Van Saun predicted in the interview with Bloomberg Television that smaller lenders may engage in some transactions, but overall, deal activity will be muted over the next six to 12 months.
The challenges facing the banking sector are twofold, Van Saun said, according to the report. Firstly, the high interest rates make it less attractive for banks to pursue acquisitions as the “deal math does not work very well.” Secondly, the regulatory landscape is still unclear, making it difficult for banks to plan their strategies. Van Saun emphasized, “it is still opaque in Washington as to what their posture is.”
The collapse of Silicon Valley Bank and First Republic Bank earlier this year has led to increased scrutiny from regulators on the U.S. regional banking industry, the report said.
In response, some banks are taking proactive measures to strengthen their capital and improve liquidity. They are shrinking their balance sheets in anticipation of stricter rules and higher interest rates. This cautious approach is aimed at ensuring compliance with the regulatory requirements and maintaining stability.

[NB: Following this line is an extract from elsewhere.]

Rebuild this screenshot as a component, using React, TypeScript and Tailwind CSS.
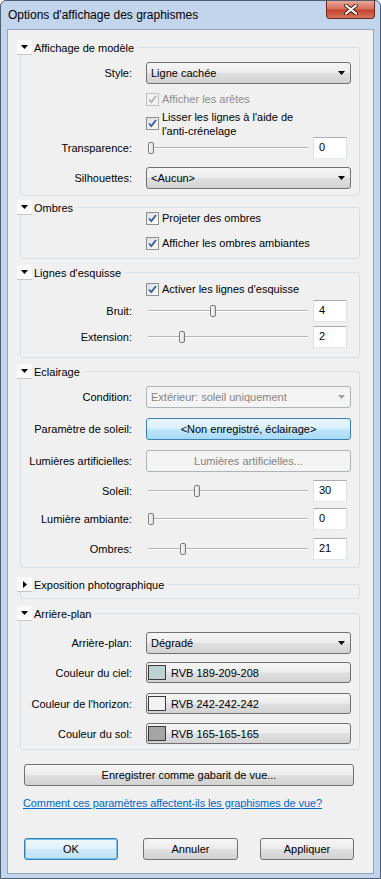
import React from 'react';

const btnGrad = 'bg-[linear-gradient(to_bottom,#f6f6f6_0%,#ececec_48%,#dfdfdf_52%,#d3d3d3_100%)]';

function Tri({ open = true }: { open?: boolean }) {
  return open ? (
    <svg width="7" height="4" viewBox="0 0 7 4"><path d="M0 0h7L3.5 4z" fill="#000" /></svg>
  ) : (
    <svg width="4" height="7" viewBox="0 0 4 7"><path d="M0 0v7l4-3.5z" fill="#000" /></svg>
  );
}

function Group({ title, open = true, className, children }: { title: string; open?: boolean; className: string; children?: React.ReactNode }) {
  return (
    <div className={`ml-[12px] w-[340px] border border-[#d5dfe5] rounded-[3px] ${className}`}>
      <div className="flex items-center h-[15px] -mt-[8px] -mb-[7px] -ml-[4px]">
        <div className="w-[15px] h-[15px] bg-[#fafafa] border-b border-[#c4c4c4] flex items-center justify-center">
          <Tri open={open} />
        </div>
        <span className="bg-[#f0f0f0] pl-[2px] pr-[4px] leading-[15px] pt-[1px]">{title}</span>
      </div>
      {children}
    </div>
  );
}

function Row({ label, className, children }: { label?: string; className: string; children: React.ReactNode }) {
  return (
    <div className={`flex items-center ${className}`}>
      <div className="w-[111px] shrink-0 text-right pt-[1px]">{label}</div>
      <div className="ml-[14px] flex items-center">{children}</div>
    </div>
  );
}

function Combo({ text, disabled = false }: { text: string; disabled?: boolean }) {
  return (
    <div
      className={`w-[205px] h-[22px] rounded-[3px] border flex items-center justify-between pl-[4px] pr-[5px] ${
        disabled ? 'border-[#adb2b5] bg-[#f4f4f4] text-[#838383]' : `border-[#707070] ${btnGrad}`
      }`}
    >
      <span>{text}</span>
      <svg width="7" height="4" viewBox="0 0 7 4"><path d="M0 0h7L3.5 4z" fill={disabled ? '#a0a0a0' : '#000'} /></svg>
    </div>
  );
}

function Check({ label, disabled = false }: { label: React.ReactNode; disabled?: boolean }) {
  return (
    <div className="flex items-center gap-[3px]">
      <div
        className={`w-[13px] h-[13px] shrink-0 border flex items-center justify-center ${
          disabled ? 'border-[#c0c0c0] bg-[#f2f2f2]' : 'border-[#8e8f8f] bg-[linear-gradient(135deg,#d9dce1,#ffffff)]'
        }`}
      >
        <svg width="9" height="9" viewBox="0 0 9 9">
          <path d="M1 4.5l2.3 2.6L8 1" fill="none" stroke={disabled ? '#b0b0b0' : '#3b58a0'} strokeWidth="1.8" />
        </svg>
      </div>
      <span className={`pt-[1px] ${disabled ? 'text-[#8d8d8d]' : ''}`}>{label}</span>
    </div>
  );
}

function Slider({ value, max }: { value: number; max: number }) {
  return (
    <div className="relative w-[164px] h-[22px] flex items-center px-[2px]">
      <div className="w-full h-[2px] border-t border-[#b4b4b4] border-b border-b-white" />
      <div
        className="absolute top-[5px] w-[6px] h-[12px] rounded-[2px] border border-[#7a7a7a] bg-[linear-gradient(to_right,#fdfdfd,#dcdcdc)]"
        style={{ left: 2 + Math.round((value / max) * 154) }}
      />
    </div>
  );
}

function NumBox({ value }: { value: number }) {
  return (
    <div className="ml-[3px] w-[34px] h-[22px] border border-[#abadb3] border-b-[#e3e9ef] border-x-[#dbdfe6] bg-white pl-[5px] pb-[2px] flex items-center">
      {value}
    </div>
  );
}

function Btn({ children, className = '', kind = 'normal' }: { children: React.ReactNode; className?: string; kind?: 'normal' | 'hot' | 'disabled' | 'default' }) {
  const look =
    kind === 'hot'
      ? 'border-[#3c7fb1] bg-[linear-gradient(to_bottom,#eaf6fd_0%,#d9f0fc_48%,#bee6fd_52%,#a7d9f5_100%)]'
      : kind === 'disabled'
      ? 'border-[#adb2b5] bg-[#f4f4f4] text-[#838383]'
      : kind === 'default'
      ? 'border-[#3c7fb1] bg-[linear-gradient(to_bottom,#eef7fd_0%,#e2f2fb_48%,#cfe9f8_52%,#bfe1f5_100%)] shadow-[inset_0_0_0_1px_#74c3ec]'
      : `border-[#707070] ${btnGrad}`;
  return <div className={`h-[22px] rounded-[3px] border flex items-center justify-center pt-[1px] ${look} ${className}`}>{children}</div>;
}

function ColorBtn({ color, text }: { color: string; text: string }) {
  return (
    <div className={`w-[205px] h-[21px] rounded-[3px] border border-[#707070] ${btnGrad} flex items-center pl-[1px]`}>
      <div className={`w-[18px] h-[15px] border border-[#3a3a3a] ${color}`} />
      <span className="ml-[5px] pt-[1px]">{text}</span>
    </div>
  );
}

export default function App() {
  return (
    <div className="w-[381px] h-[879px] bg-[#c3d5ec] border border-[#4f5e72] rounded-t-[6px] flex flex-col font-['Liberation_Sans',Arial,sans-serif] text-[11px] text-black overflow-hidden">
      <div className="h-[28px] shrink-0 flex justify-between">
        <div className="pl-[7px] pt-[7px] text-[12px] leading-[15px]">Options d'affichage des graphismes</div>
        <div className="mr-[5px] w-[49px] h-[18px] rounded-b-[4px] border border-t-0 border-[#6b2a22] bg-[linear-gradient(to_bottom,#e9a899_0%,#d8705f_45%,#c4462f_55%,#d5735c_100%)] flex items-center justify-center">
          <svg width="14" height="11" viewBox="0 0 14 11">
            <path d="M2 1.5l10 8M12 1.5l-10 8" stroke="#4a1d17" strokeWidth="4" strokeLinecap="round" />
            <path d="M2 1.5l10 8M12 1.5l-10 8" stroke="#fff" strokeWidth="2.2" strokeLinecap="round" />
          </svg>
        </div>
      </div>

      <div className="flex-1 mx-[6px] mb-[4px] border border-[#8fa3bd] bg-[#f0f0f0] flex flex-col">
        <Group title="Affichage de modèle" className="mt-[17px] pb-[6px]">
          <Row label="Style:" className="mt-[14px] h-[22px]"><Combo text="Ligne cachée" /></Row>
          <Row className="mt-[8px] h-[14px]"><Check label="Afficher les arêtes" disabled /></Row>
          <Row className="mt-[3px] h-[28px]">
            <Check label={<span className="block leading-[14px]">Lisser les lignes à l'aide de<br />l'anti-crénelage</span>} />
          </Row>
          <Row label="Transparence:" className="h-[22px]"><Slider value={0} max={100} /><NumBox value={0} /></Row>
          <Row label="Silhouettes:" className="mt-[8px] h-[22px]"><Combo text="<Aucun>" /></Row>
        </Group>

        <Group title="Ombres" className="mt-[11px] pb-[8px]">
          <Row className="mt-[3px] h-[14px]"><Check label="Projeter des ombres" /></Row>
          <Row className="mt-[11px] h-[14px]"><Check label="Afficher les ombres ambiantes" /></Row>
        </Group>

        <Group title="Lignes d'esquisse" className="mt-[13px] pb-[9px]">
          <Row className="mt-[9px] h-[14px]"><Check label="Activer les lignes d'esquisse" /></Row>
          <Row label="Bruit:" className="mt-[4px] h-[22px]"><Slider value={4} max={10} /><NumBox value={4} /></Row>
          <Row label="Extension:" className="mt-[4px] h-[22px]"><Slider value={2} max={10} /><NumBox value={2} /></Row>
        </Group>

        <Group title="Eclairage" className="mt-[13px] pb-[7px]">
          <Row label="Condition:" className="mt-[14px] h-[22px]"><Combo text="Extérieur: soleil uniquement" disabled /></Row>
          <Row label="Paramètre de soleil:" className="mt-[10px] h-[22px]">
            <Btn kind="hot" className="w-[205px]">&lt;Non enregistré, éclairage&gt;</Btn>
          </Row>
          <Row label="Lumières artificielles:" className="mt-[10px] h-[22px]">
            <Btn kind="disabled" className="w-[205px]">Lumières artificielles...</Btn>
          </Row>
          <Row label="Soleil:" className="mt-[8px] h-[22px]"><Slider value={30} max={100} /><NumBox value={30} /></Row>
          <Row label="Lumière ambiante:" className="mt-[6px] h-[22px]"><Slider value={0} max={100} /><NumBox value={0} /></Row>
          <Row label="Ombres:" className="mt-[8px] h-[22px]"><Slider value={21} max={100} /><NumBox value={21} /></Row>
        </Group>

        <Group title="Exposition photographique" open={false} className="mt-[16px] h-[15px]" />

        <Group title="Arrière-plan" className="mt-[14px] pb-[5px]">
          <Row label="Arrière-plan:" className="mt-[18px] h-[22px]"><Combo text="Dégradé" /></Row>
          <Row label="Couleur du ciel:" className="mt-[8px] h-[21px]"><ColorBtn color="bg-[#bdd1d0]" text="RVB 189-209-208" /></Row>
          <Row label="Couleur de l'horizon:" className="mt-[10px] h-[21px]"><ColorBtn color="bg-[#f2f2f2]" text="RVB 242-242-242" /></Row>
          <Row label="Couleur du sol:" className="mt-[9px] h-[21px]"><ColorBtn color="bg-[#a5a5a5]" text="RVB 165-165-165" /></Row>
        </Group>

        <Btn className="mt-[14px] ml-[16px] w-[330px]">Enregistrer comme gabarit de vue...</Btn>

        <div className="mt-[10px] ml-[15px] leading-[14px] tracking-[-0.1px]">
          <span className="text-[#0066cc] underline">Comment ces paramètres affectent-ils les graphismes de vue?</span>
        </div>

        <div className="mt-[28px] flex">
          <Btn kind="default" className="ml-[16px] w-[94px]">OK</Btn>
          <Btn className="ml-[25px] w-[95px]">Annuler</Btn>
          <Btn className="ml-[22px] w-[94px]">Appliquer</Btn>
        </div>
      </div>
    </div>
  );
}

Despite these challenges, Van Saun remains confident in Citizens Financial Group’s ability to navigate the changing landscape, per the report. He said that the increased scrutiny from regulators is “all manageable” and does not impact the bank’s operations. Van Saun expressed confidence in the bank’s strength and talent to meet the expectations set by regulators.
Citizens Financial Group has also seen a stabilization in deposit flows, with Van Saun stating that the worst is behind them, according to the report. Additionally, he mentioned that the capital markets are starting to open up, with more deals expected in the coming months. This increase in deal activity is expected to boost revenue for banks.
PYMNTS reported in July that while regional banks are still facing a variety of pressures, they were doing better than they were three months earlier in terms of deposits. Second-quarter results released during that month showed that many regional lenders’ deposits were stable or higher than they were in the first quarter.